While India has none of the colossal problems of a highly leveraged consumer base, highly leveraged financial firms, or highly overpaid CEOs and executives, India has its share of excesses.
“Shake hands but count how many fingers you get back.”
1) At the risk of being outcasts, we had stayed away from investing in financials like ICICI Bank. Their rapid growth in the loan book and their relentless focus on market share at the possible cost of profitability was typical of businesses built for high octane GDP growth levels. In a harsher risk-return environment, growth for the sake of growth is no longer rewarded. On September 30, the Reserve Bank of India – the central bank - had to issue a statement confirming that ICICI Bank was healthy and that the RBI would be willing to give it funds to match any withdrawals. We have no such “insolvency” concerns on ICICI Bank. We only had an issue with likely profitability and the valuation. 2) Another “contrarian” call we made was on real estate.
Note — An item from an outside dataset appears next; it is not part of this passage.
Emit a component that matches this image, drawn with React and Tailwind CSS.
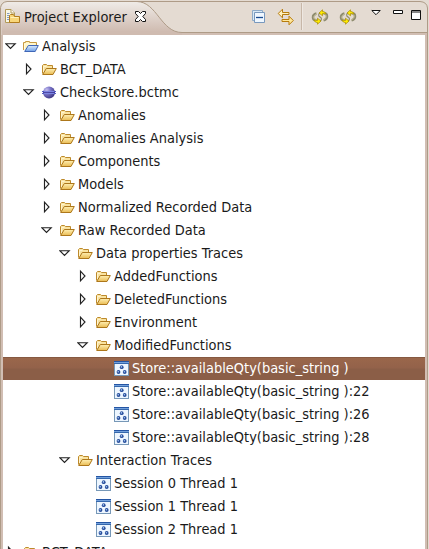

We stayed away from the hype surrounding the “land banks” that were being built. Lehman, Wachovia, and a host of international groups were happily shoveling money to Indian developers and acquiring properties with some pretty ambitious assumptions on selling prices. With mortgage rates headed northwards (from 7% to 13% over the past 2 years) we were not quite sure how people would be able to pay for the homes that are needed. XL sheets create monsters that even a Harry Potter would find a challenge to overcome.